The problem is revenue hasn’t grown over the past year, and EBITDA margins of 34% are the highest in 9 years.
It’s one thing to have a high price-earnings ratio (PE) on low earnings that can grow.
But Apple has a high PE on high earnings, which will fall if Google stops paying $20bn to be the default search engine.
People forget that many Value investors (like us) also want growing companies.
We just don’t want to pay any price for that growth, so there is a price at which we sell.
Apple has reached the price at which Mr Buffett is a seller.
But I thought his “favourite holding period is forever”?
Yes, but he said, “favourite”.
He didn’t say, “Our only holding period is forever”.
And he also said, “Be greedy when others are fearful and fearful when others are greedy.”

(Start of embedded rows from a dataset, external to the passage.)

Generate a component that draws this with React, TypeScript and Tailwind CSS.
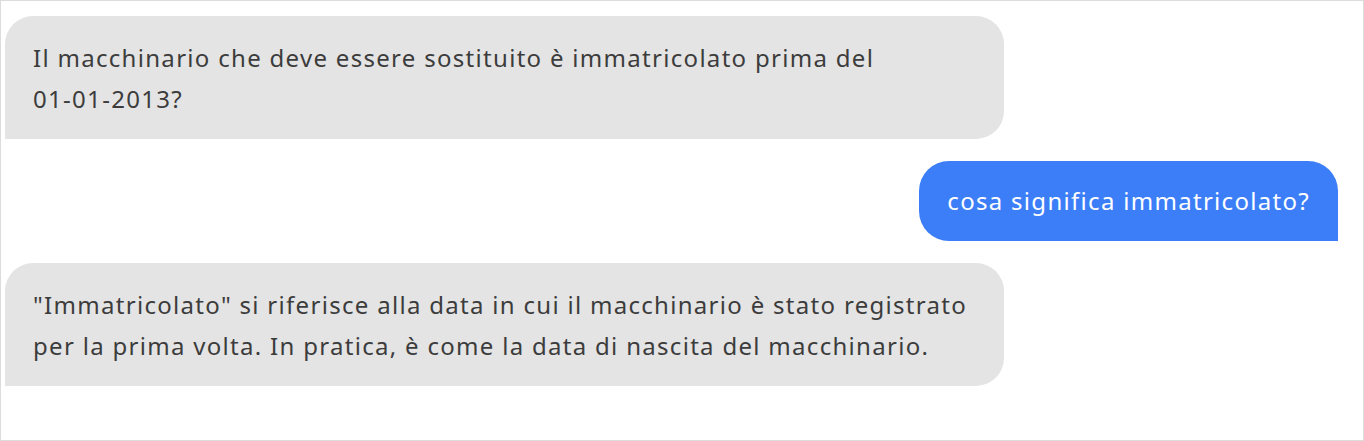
import type { ReactNode } from 'react';

const font = { fontFamily: '"Noto Sans", "Open Sans", sans-serif' };

function BotBubble({ children }: { children: ReactNode }) {
  return (
    <div className="w-[999px] rounded-[28px] rounded-bl-none bg-[#e4e4e4] px-[28px] pb-[20px] pt-[21px] text-[24px] leading-[41px] tracking-[1.3px] text-[#3c3c3c]">
      {children}
    </div>
  );
}

function UserBubble({ children }: { children: ReactNode }) {
  return (
    <div className="flex justify-end">
      <div className="rounded-[30px] rounded-br-none bg-[#3b7ef8] px-[28px] pb-[20px] pt-[19px] text-[24px] leading-[41px] tracking-[1.3px] text-white">
        {children}
      </div>
    </div>
  );
}

export default function App() {
  return (
    <div className="h-[441px] w-[1364px] bg-white" style={font}>
      <div className="flex h-full flex-col gap-[22px] border border-[#dcdcdc] pb-4 pl-[4px] pr-[25px] pt-[15px]">
        <BotBubble>
          Il macchinario che deve essere sostituito è immatricolato prima del{' '}
          <span className="whitespace-nowrap">01-01-2013?</span>
        </BotBubble>
        <UserBubble>cosa significa immatricolato?</UserBubble>
        <BotBubble>
          "Immatricolato" si riferisce alla data in cui il macchinario è stato registrato per la prima volta. In pratica, è come la data di nascita del macchinario.
        </BotBubble>
      </div>
    </div>
  );
}
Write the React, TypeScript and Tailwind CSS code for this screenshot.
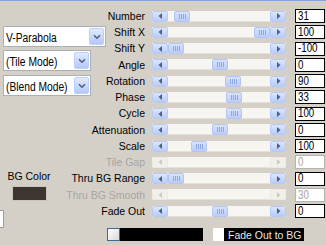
const rows = [
  { label: "Number", value: "31", pos: 6 },
  { label: "Shift X", value: "100", pos: 86 },
  { label: "Shift Y", value: "-100", pos: 0 },
  { label: "Angle", value: "0", pos: 44 },
  { label: "Rotation", value: "90", pos: 57 },
  { label: "Phase", value: "33", pos: 58 },
  { label: "Cycle", value: "100", pos: 58 },
  { label: "Attenuation", value: "0", pos: 44 },
  { label: "Scale", value: "100", pos: 23 },
  { label: "Tile Gap", value: "0", pos: -1, off: true },
  { label: "Thru BG Range", value: "0", pos: 0 },
  { label: "Thru BG Smooth", value: "30", pos: -1, off: true },
  { label: "Fade Out", value: "0", pos: 44 },
];

const ui = { fontFamily: '"Liberation Sans", Arial, sans-serif' };

function Arrow({ dir, off }: { dir: "l" | "r"; off?: boolean }) {
  return (
    <div
      className={`flex h-full w-[16px] shrink-0 items-center justify-center rounded-[2px] border ${
        off ? "border-[#ebe9e1] bg-[#f1f0ea]" : "border-[#b7caf5] bg-gradient-to-b from-[#dce6fd] to-[#b8ccf8]"
      }`}
    >
      <svg width="5" height="6" viewBox="0 0 5 6">
        {dir === "l" ? (
          <path d="M0.5 3 L4 0 L4 6 Z" fill={off ? "#cdcbc0" : "#4b5f8c"} />
        ) : (
          <path d="M4.5 3 L1 0 L1 6 Z" fill={off ? "#cdcbc0" : "#4b5f8c"} />
        )}
      </svg>
    </div>
  );
}

function Thumb({ pos }: { pos: number }) {
  return (
    <div
      className="flex h-full w-[16px] items-center justify-center gap-[1px] rounded-[2px] border border-[#b3c6f2] bg-gradient-to-b from-[#d6e2fd] to-[#bacdf9]"
      style={{ marginLeft: pos }}
    >
      <span className="h-[5px] w-[1px] bg-[#8ea8e6]" />
      <span className="h-[5px] w-[1px] bg-[#8ea8e6]" />
      <span className="h-[5px] w-[1px] bg-[#8ea8e6]" />
      <span className="h-[5px] w-[1px] bg-[#8ea8e6]" />
    </div>
  );
}

function Bar({ pos, off }: { pos: number; off?: boolean }) {
  return (
    <div className="ml-[7px] flex h-[11px] w-[134px] bg-[#f6f5f1] shadow-[inset_0_-1px_0_#e4e1d8]">
      <Arrow dir="l" off={off} />
      <div className="flex h-full flex-1">{pos >= 0 && <Thumb pos={pos} />}</div>
      <Arrow dir="r" off={off} />
    </div>
  );
}

function Select({ text, w }: { text: string; w: string }) {
  return (
    <div className={`flex h-[21px] items-center overflow-hidden border border-[#a9b0b8] bg-white ${w}`}>
      <div className="min-w-0 flex-1 overflow-hidden pl-[2px]">
        <span className="inline-block origin-left scale-x-[0.82] whitespace-nowrap text-[12.5px] leading-none text-black">
          {text}
        </span>
      </div>
      <div className="mr-[1px] flex h-[17px] w-[15px] shrink-0 items-center justify-center rounded-[2px] border border-[#bccff8] bg-gradient-to-b from-[#e2eafe] to-[#b4c8f6]">
        <svg width="8" height="6" viewBox="0 0 8 6">
          <path d="M1 1.2 L4 4.2 L7 1.2" stroke="#4d6185" strokeWidth="1.6" fill="none" />
        </svg>
      </div>
    </div>
  );
}

export default function App() {
  return (
    <div className="flex h-[245px] w-[326px] flex-col overflow-hidden bg-[#d4d0c8]" style={ui}>
      <div className="h-[1px] w-full bg-[#86a2de]" />
      <div className="flex pt-[7px]">
        <div className="flex w-[107px] shrink-0 flex-col pl-[3px]">
          <div className="mt-[18px]">
            <Select text="V-Parabola" w="w-[103px]" />
          </div>
          <div className="mt-[3px]">
            <Select text="(Tile Mode)" w="w-[88px]" />
          </div>
          <div className="mt-[4px]">
            <Select text="(Blend Mode)" w="w-[88px]" />
          </div>
          <div className="ml-[1px] mt-[73px] flex w-[50px] flex-col items-center">
            <span className="text-[10.5px] leading-[14px] text-black">BG Color</span>
            <div className="mt-[3px] h-[15px] w-[35px] border border-[#c9c5bd] bg-[#3c3530]" />
          </div>
          <div className="-ml-[3px] mt-[9px] h-[18px] w-[4px] border-y border-r border-[#a3a09a] bg-white" />
        </div>
        <div className="flex flex-col">
          {rows.map((r) => (
            <div key={r.label} className="flex h-[16.25px] items-center">
              <div className="flex w-[38px] justify-end">
                <span
                  className={`whitespace-nowrap text-[10.5px] leading-none ${
                    r.off ? "text-[#a7a5a0]" : "text-black"
                  }`}
                >
                  {r.label}
                </span>
              </div>
              <Bar pos={r.pos} off={r.off} />
              <div
                className={`ml-[9px] flex h-[14px] w-[30px] items-center overflow-hidden border bg-white pl-[2px] ${
                  r.off ? "border-[#b5b3ad] text-[#a7a5a0]" : "border-black text-black"
                }`}
              >
                <span className="inline-block origin-left scale-x-[0.78] whitespace-nowrap text-[12.5px] leading-none">
                  {r.value}
                </span>
              </div>
            </div>
          ))}
          <div className="mt-[9px] flex h-[13px] items-center">
            <div className="h-[13px] w-[13px] border border-[#3a6aa3] bg-gradient-to-br from-white to-[#d9d9d9]" />
            <div className="h-[13px] w-[83px] bg-black" />
            <div className="ml-[10px] h-[13px] w-[11px] bg-white" />
            <div className="flex h-[13px] w-[80px] items-center bg-black pl-[4px] text-[10.5px] leading-none text-[#e4e4e4]">
              Fade Out to BG
            </div>
          </div>
        </div>
      </div>
    </div>
  );
}
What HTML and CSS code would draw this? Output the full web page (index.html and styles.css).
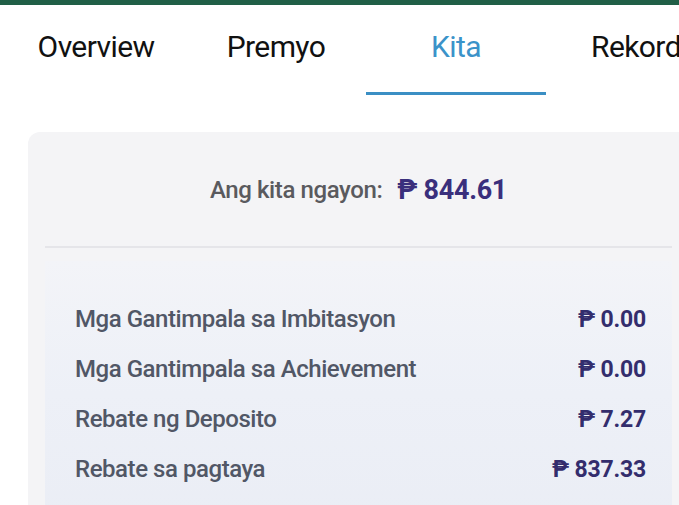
FILE: index.html
```html
<!DOCTYPE html>
<html lang="tl">
<head>
<meta charset="utf-8">
<title>Kita</title>
<link rel="stylesheet" href="styles.css">
</head>
<body>
<div class="topbar"></div>
<nav class="tabs">
  <div class="tab">Overview</div>
  <div class="tab">Premyo</div>
  <div class="tab active">Kita</div>
  <div class="tab">Rekord</div>
</nav>
<section class="card">
  <div class="today">
    <span class="today-label">Ang kita ngayon:</span>
    <span class="today-amount">₱ 844.61</span>
  </div>
  <div class="breakdown">
    <div class="row"><span class="label">Mga Gantimpala sa Imbitasyon</span><span class="value">₱ 0.00</span></div>
    <div class="row"><span class="label">Mga Gantimpala sa Achievement</span><span class="value">₱ 0.00</span></div>
    <div class="row"><span class="label">Rebate ng Deposito</span><span class="value">₱ 7.27</span></div>
    <div class="row"><span class="label">Rebate sa pagtaya</span><span class="value">₱ 837.33</span></div>
  </div>
</section>
</body>
</html>
```
FILE: styles.css
```css
html, body {
  margin: 0;
  padding: 0;
  background: #ffffff;
  overflow: hidden;
  font-family: Roboto, "Noto Sans", "DejaVu Sans", sans-serif;
}
body {
  width: 679px;
  height: 505px;
}
.topbar {
  height: 5px;
  background: #215f47;
}
.tabs {
  display: flex;
  padding-left: 6px;
  white-space: nowrap;
}
.tab {
  flex: 0 0 180px;
  height: 90px;
  box-sizing: border-box;
  display: flex;
  align-items: center;
  justify-content: center;
  padding-bottom: 3px;
  border-bottom: 3px solid transparent;
  font-size: 30px;
  letter-spacing: -0.6px;
  line-height: 1;
  color: #111111;
}
.tab.active {
  color: #3b93c9;
  border-bottom-color: #3b8fc4;
}
.card {
  margin: 37px 0 0 28px;
  padding: 0 7px 0 17px;
  background: #f4f4f6;
  border-radius: 12px 0 0 0;
  height: 400px;
}
.today {
  height: 116px;
  display: flex;
  align-items: center;
  justify-content: center;
  gap: 15px;
  border-bottom: 2px solid #e5e5e9;
  padding-top: 2px;
  box-sizing: border-box;
}
.today-label {
  font-size: 24px;
  letter-spacing: -0.4px;
  font-weight: 500;
  color: #5a5a5e;
}
.today-amount {
  font-size: 27px;
  letter-spacing: -0.3px;
  font-weight: 700;
  color: #3a2f7c;
}
.breakdown {
  margin-top: 13px;
  padding: 33px 26px 0 30px;
  background: linear-gradient(180deg, #f3f4f8 0%, #edf0f7 40%, #e9ecf4 100%);
  height: 300px;
}
.row {
  height: 50px;
  display: flex;
  align-items: center;
  justify-content: space-between;
}
.label {
  font-size: 24px;
  letter-spacing: -0.45px;
  font-weight: 500;
  color: #515766;
}
.value {
  font-size: 23px;
  letter-spacing: -0.2px;
  font-weight: 700;
  color: #332d6d;
}
```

And in the past few weeks ago, we’ve learned that:
- Inflows into US Large cap funds of $280bn this year are on track for the 2nd largest on record;
- US Equity Index futures traders had never been longer at $300bn, and;
- We have a $9bn 3x leveraged semiconductor product that attracted $2.8bn of new money in July.
And is down 60% in four weeks!
All of which strike me as signs of investors being “greedy”.
So, it’s entirely right for him to be “fearful”.
He’s simply doing what he told us to do many moons ago… to anyone who’s listening.
Well done Mr Buffett – 10/10.
You’re the Value Investing GrandMaster.
Everyone else, “Please try harder”.
Column by Sean Peche, Portfolio Manager at Ranmore Fund Management Ltd.
Disclosure:
- Ranmore Global Equity Fund holds 0% of the companies mentioned.
- The content of this marketing material is provided for information purposes only and is not advice.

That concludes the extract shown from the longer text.